No two ways about it, it’s sad. If you’re reading this, it’s likely that the Mid-Majority played a significant role in your life - or at least your winter - for a sizable portion of the last decade. If you’ve been here since the beginning, we salute you. You’ve seen the oh so humble beginnings
, the ESPN years
, the Sports Bubble
, and come within eight pixels
of busting that damn thing wide open.
Of course, even after this season, we’ll still be able to live in the past. Those memories you see here will exist long after we’ve ceased to expel new information into the increasingly cluttered cyberspace.

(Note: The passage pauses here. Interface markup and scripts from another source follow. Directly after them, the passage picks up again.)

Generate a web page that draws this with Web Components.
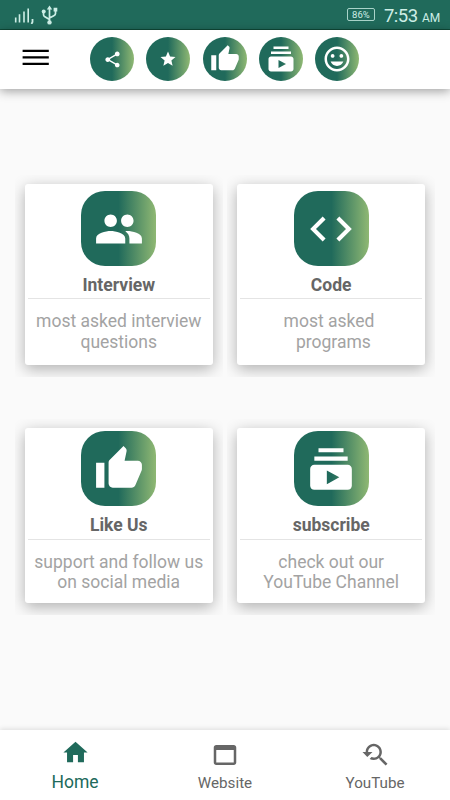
<!DOCTYPE html>
<html lang="en">
<head>
<meta charset="utf-8">
<meta name="viewport" content="width=device-width, initial-scale=1">
<title>Interview Code</title>
<style>
  html, body {
    height: 100%;
    margin: 0;
  }
  body {
    background: #fafafa;
    font-family: Roboto, "Liberation Sans", sans-serif;
    --green: #206a5b;
    --fade: linear-gradient(90deg, #206a5b 0%, #206a5b 50%, #8fb873 100%);
  }
</style>
</head>
<body>
<app-screen>
  <status-bar slot="top" battery="86%" time="7:53" period="AM"></status-bar>
  <app-toolbar slot="top">
    <round-button icon="share" size="19"></round-button>
    <round-button icon="star" size="18"></round-button>
    <round-button icon="thumb" size="30"></round-button>
    <round-button icon="subscriptions" size="30"></round-button>
    <round-button icon="smile" size="30"></round-button>
  </app-toolbar>

  <menu-card icon="people">
    <span slot="title">Interview</span>
    most asked interview<br>questions
  </menu-card>
  <menu-card icon="code">
    <span slot="title">Code</span>
    most asked&nbsp;<br>&nbsp;programs
  </menu-card>
  <menu-card icon="thumb" compact>
    <span slot="title">Like Us</span>
    support and follow us<br>on social media
  </menu-card>
  <menu-card icon="subscriptions" compact>
    <span slot="title">subscribe</span>
    check out our<br>YouTube Channel
  </menu-card>

  <nav-bar slot="bottom">
    <nav-item icon="home" active>Home</nav-item>
    <nav-item icon="web">Website</nav-item>
    <nav-item icon="searched">YouTube</nav-item>
  </nav-bar>
</app-screen>

<script>
const ICONS = {
  share: 'M18 16.08c-.76 0-1.44.3-1.96.77L8.91 12.7c.05-.23.09-.46.09-.7s-.04-.47-.09-.7l7.05-4.11c.54.5 1.25.81 2.04.81 1.66 0 3-1.34 3-3s-1.34-3-3-3-3 1.34-3 3c0 .24.04.47.09.7L8.04 9.81C7.5 9.31 6.79 9 6 9c-1.66 0-3 1.34-3 3s1.34 3 3 3c.79 0 1.5-.31 2.04-.81l7.12 4.16c-.05.21-.08.43-.08.65 0 1.61 1.31 2.92 2.92 2.92s2.92-1.31 2.92-2.92-1.31-2.92-2.92-2.92z',
  star: 'M12 17.27L18.18 21l-1.64-7.03L22 9.24l-7.19-.61L12 2 9.19 8.63 2 9.24l5.46 4.73L5.82 21z',
  thumb: 'M1 21h4V9H1v12zm22-11c0-1.1-.9-2-2-2h-6.31l.95-4.57.03-.32c0-.41-.17-.79-.44-1.06L14.17 1 7.59 7.59C7.22 7.95 7 8.45 7 9v10c0 1.1.9 2 2 2h9c.83 0 1.54-.5 1.84-1.22l3.02-7.05c.09-.23.14-.47.14-.73v-2z',
  subscriptions: 'M20 8H4V6h16v2zm-2-6H6v2h12V2zm4 10v8c0 1.1-.9 2-2 2H4c-1.1 0-2-.9-2-2v-8c0-1.1.9-2 2-2h16c1.1 0 2 .9 2 2zm-6 4l-6-3.27v6.53L16 16z',
  smile: 'M11.99 2C6.47 2 2 6.48 2 12s4.47 10 9.99 10C17.52 22 22 17.52 22 12S17.52 2 11.99 2zM12 20c-4.42 0-8-3.58-8-8s3.58-8 8-8 8 3.58 8 8-3.58 8-8 8zm3.5-9c.83 0 1.5-.67 1.5-1.5S16.33 8 15.5 8 14 8.67 14 9.5s.67 1.5 1.5 1.5zm-7 0c.83 0 1.5-.67 1.5-1.5S9.33 8 8.5 8 7 8.67 7 9.5 7.67 11 8.5 11zm6.61 3H6.89c.8 2.04 2.78 3.5 5.11 3.5s4.31-1.46 5.11-3.5h-2z',
  people: 'M16 11c1.66 0 2.99-1.34 2.99-3S17.66 5 16 5s-3 1.34-3 3 1.34 3 3 3zm-8 0c1.66 0 2.99-1.34 2.99-3S9.66 5 8 5 5 6.34 5 8s1.34 3 3 3zm0 2c-2.33 0-7 1.17-7 3.5V19h14v-2.5c0-2.33-4.67-3.5-7-3.5zm8 0c-.29 0-.62.02-.97.05 1.16.84 1.97 1.97 1.97 3.45V19h6v-2.5c0-2.33-4.67-3.5-7-3.5z',
  code: 'M9.4 16.6L4.8 12l4.6-4.6L8 6l-6 6 6 6 1.4-1.4zm5.2 0l4.6-4.6-4.6-4.6L16 6l6 6-6 6-1.4-1.4z',
  home: 'M10 20v-6h4v6h5v-8h3L12 3 2 12h3v8z',
  web: 'M19 4H5c-1.11 0-2 .9-2 2v12c0 1.1.89 2 2 2h14c1.1 0 2-.9 2-2V6c0-1.1-.89-2-2-2zm0 14H5V8h14v10z',
  searched: 'M17.01 14h-.8l-.27-.27c.98-1.14 1.57-2.61 1.57-4.23 0-3.59-2.91-6.5-6.5-6.5s-6.5 3-6.5 6.5H2l3.84 4 4.16-4H6.51C6.51 7 8.53 5 11.01 5s4.5 2.01 4.5 4.5c0 2.48-2.02 4.5-4.5 4.5-.65 0-1.26-.14-1.82-.38L7.71 15.1c.97.57 2.09.9 3.3.9 1.61 0 3.08-.59 4.22-1.57l.27.27v.79l5.01 4.99L22 19l-4.99-5z'
};

function icon(name, size) {
  return `<svg width="${size}" height="${size}" viewBox="0 0 24 24" fill="currentColor"><path d="${ICONS[name]}"/></svg>`;
}

class AppScreen extends HTMLElement {
  connectedCallback() {
    this.attachShadow({ mode: 'open' }).innerHTML = `
      <style>
        :host {
          display: flex;
          flex-direction: column;
          height: 100vh;
          overflow: hidden;
        }
        main {
          flex: 1;
          display: grid;
          grid-template-columns: 207.5px 208px;
          grid-template-rows: 202px 196px;
          column-gap: 4.7px;
          row-gap: 42px;
          align-content: start;
          padding: 86px 0 0 15px;
        }
      </style>
      <slot name="top"></slot>
      <main><slot></slot></main>
      <slot name="bottom"></slot>
    `;
  }
}
customElements.define('app-screen', AppScreen);

class StatusBar extends HTMLElement {
  connectedCallback() {
    this.attachShadow({ mode: 'open' }).innerHTML = `
      <style>
        :host {
          display: flex;
          align-items: center;
          box-sizing: border-box;
          height: 30px;
          padding: 0 10px 0 14px;
          background: var(--green);
          border-bottom: 1px solid #0f4a38;
          color: #cdeee6;
        }
        svg { display: block; }
        .usb { margin-left: 6px; }
        .battery {
          box-sizing: border-box;
          width: 28px;
          height: 13px;
          margin-left: auto;
          border: 1px solid #a9d3c9;
          border-radius: 2px;
          font-size: 9.5px;
          line-height: 12px;
          text-align: center;
        }
        .time {
          margin-left: 9px;
          font-size: 18.5px;
          line-height: 26px;
          padding-top: 4px;
          letter-spacing: -0.5px;
          white-space: nowrap;
        }
        small { font-size: 12px; margin-left: 4.5px; letter-spacing: -0.2px; }
      </style>
      <svg width="21" height="18" viewBox="0 0 21 18" fill="none" stroke="currentColor" stroke-width="1.6">
        <path d="M1.7 16.5v-5M5.5 16.5V8.3M10 16.5v-11M14.2 16.5v-14"/>
        <path d="M18.5 13v3l-1 2" stroke-width="1.8"/>
      </svg>
      <svg class="usb" width="17" height="20" viewBox="0 0 17 20" fill="none" stroke="currentColor" stroke-width="1.7">
        <path d="M8.5 3v14M8.5 14.5l-5-3q-1-.7-1-2V7M8.5 13l4.3-2.2q1.7-.8 1.7-2.3V6"/>
        <path d="M8.5.5L5.8 4.5h5.4zM12.6 2.8h3.7v3.7h-3.7z" fill="currentColor" stroke="none"/>
        <circle cx="2.7" cy="6.5" r="2" fill="currentColor" stroke="none"/>
        <circle cx="8.5" cy="17.4" r="2.2" fill="currentColor" stroke="none"/>
      </svg>
      <div class="battery">${this.getAttribute('battery')}</div>
      <div class="time">${this.getAttribute('time')}<small>${this.getAttribute('period')}</small></div>
    `;
  }
}
customElements.define('status-bar', StatusBar);

class AppToolbar extends HTMLElement {
  connectedCallback() {
    this.attachShadow({ mode: 'open' }).innerHTML = `
      <style>
        :host {
          display: flex;
          align-items: flex-start;
          box-sizing: border-box;
          height: 59px;
          padding: 7px 0 0 22px;
          background: #fff;
          box-shadow: 0 2px 10px rgba(0, 0, 0, 0.38);
        }
        .menu { display: block; margin-top: 12px; }
        .actions {
          display: flex;
          gap: 12.2px;
          margin-left: 41.3px;
        }
      </style>
      <svg class="menu" width="27" height="17" viewBox="0 0 27 17">
        <path d="M.6.7h26.2v2.4H.6zM.6 7.2h26.2v2.4H.6zM.6 13.7h26.2v2.4H.6z"/>
      </svg>
      <div class="actions"><slot></slot></div>
    `;
  }
}
customElements.define('app-toolbar', AppToolbar);

class RoundButton extends HTMLElement {
  connectedCallback() {
    this.attachShadow({ mode: 'open' }).innerHTML = `
      <style>
        :host {
          display: grid;
          place-items: center;
          width: 44px;
          height: 44px;
          border-radius: 50%;
          background: var(--fade);
          color: #fff;
        }
        svg { display: block; }
      </style>
      ${icon(this.getAttribute('icon'), this.getAttribute('size'))}
    `;
  }
}
customElements.define('round-button', RoundButton);

class MenuCard extends HTMLElement {
  connectedCallback() {
    this.attachShadow({ mode: 'open' }).innerHTML = `
      <style>
        /* the host clips the shadow of the card */
        :host {
          display: block;
          box-sizing: border-box;
          overflow: hidden;
          padding: 9px 10px 12px;
        }
        .card {
          box-sizing: border-box;
          height: 100%;
          padding-top: 7px;
          background: #fff;
          border-radius: 3px;
          box-shadow: 0 4px 15px rgba(0, 0, 0, 0.3);
          text-align: center;
        }
        :host([compact]) .card { padding-top: 3px; }
        .tile {
          display: grid;
          place-items: center;
          width: 75px;
          height: 75px;
          margin: 0 auto;
          border-radius: 24px;
          background: var(--fade);
          color: #fff;
        }
        svg { display: block; }
        h2 {
          margin: 8px 3px 0;
          height: 24px;
          border-bottom: 1px solid #e4e4e4;
          color: #666;
          font-size: 17.5px;
          font-weight: 700;
          line-height: 23px;
        }
        :host([compact]) h2 { height: 25px; }
        p {
          margin: 12px 0 0;
          color: #a3a3a3;
          font-size: 17.5px;
          line-height: 20.5px;
          white-space: nowrap;
        }
        :host([compact]) p { margin-top: 11.5px; }
      </style>
      <div class="card">
        <div class="tile">${icon(this.getAttribute('icon'), 50)}</div>
        <h2><slot name="title"></slot></h2>
        <p><slot></slot></p>
      </div>
    `;
  }
}
customElements.define('menu-card', MenuCard);

class NavBar extends HTMLElement {
  connectedCallback() {
    this.attachShadow({ mode: 'open' }).innerHTML = `
      <style>
        :host {
          display: grid;
          grid-template-columns: repeat(3, 1fr);
          height: 70px;
          background: #fff;
          box-shadow: 0 -1px 5px rgba(0, 0, 0, 0.12);
        }
      </style>
      <slot></slot>
    `;
  }
}
customElements.define('nav-bar', NavBar);

class NavItem extends HTMLElement {
  connectedCallback() {
    const active = this.hasAttribute('active');
    this.attachShadow({ mode: 'open' }).innerHTML = `
      <style>
        :host {
          display: flex;
          flex-direction: column;
          align-items: center;
          padding-top: 10px;
          color: #666;
          font-size: 15.2px;
          line-height: 20px;
        }
        :host([active]) {
          padding-top: 8px;
          color: var(--green);
          font-size: 17.5px;
        }
        svg { display: block; }
        span { margin-top: 2.5px; }
        :host([active]) span { margin-top: 5px; }
      </style>
      ${icon(this.getAttribute('icon'), active ? 29 : 30)}
      <span><slot></slot></span>
    `;
  }
}
customElements.define('nav-item', NavItem);
</script>
</body>
</html>
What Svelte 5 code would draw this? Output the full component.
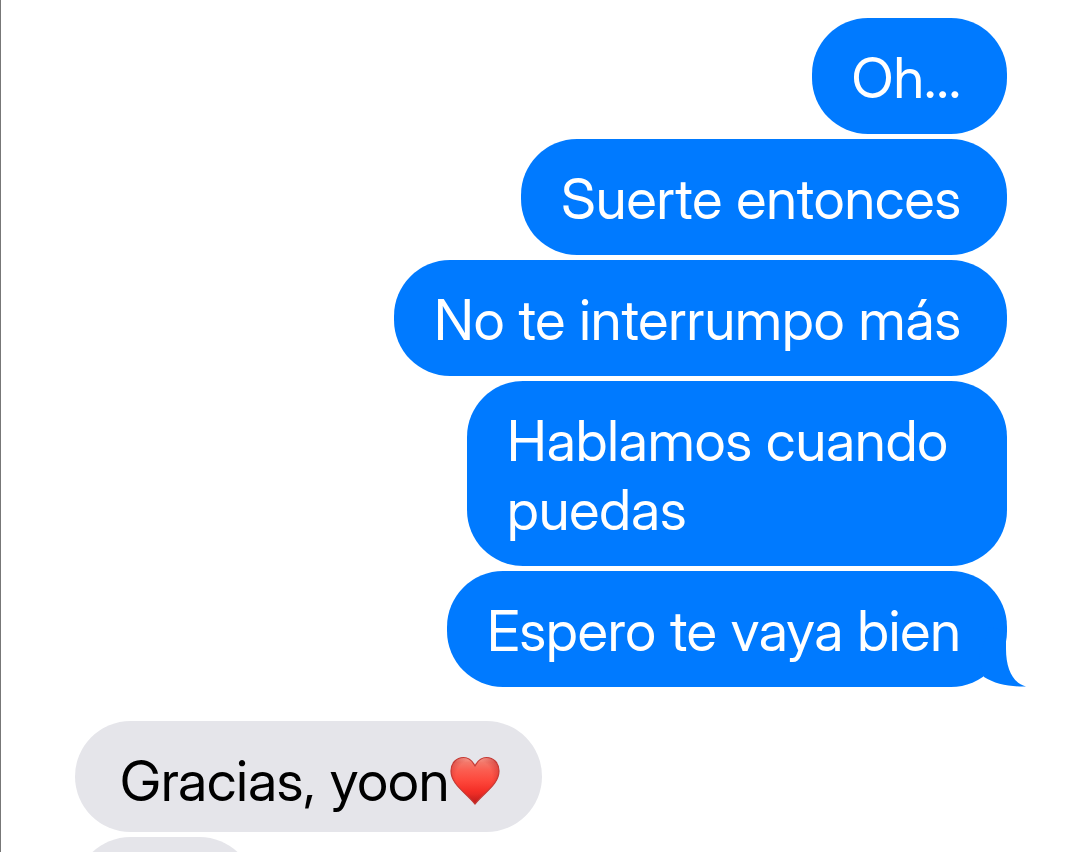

But we must be careful to not spend too much of our precious time in the bygone era. As L.P. Hartley wrote
, “The past is a foreign country: they do things differently there.” And if you walked out of our Mid-Majority world after the first season, and just reappeared this morning after a nine-year sabbatical (you might be interested to know we have a two-term African-American President, by the way), the noise coming from the college basketball world may sound like an unfamiliar tongue.
Butler in the Big East? What the hell happened to the WAC? Who are some of these schools that purport to be Division I? Grand Canyon? Incarnate Word? Why are all of these colleges switching conferences that seemed to make perfect sense? The “I Believe” chant is being done in NBA arenas?
Our beloved Red Line has become so blurred, it has been rendered obsolete, just as the website you’re reading will be soon.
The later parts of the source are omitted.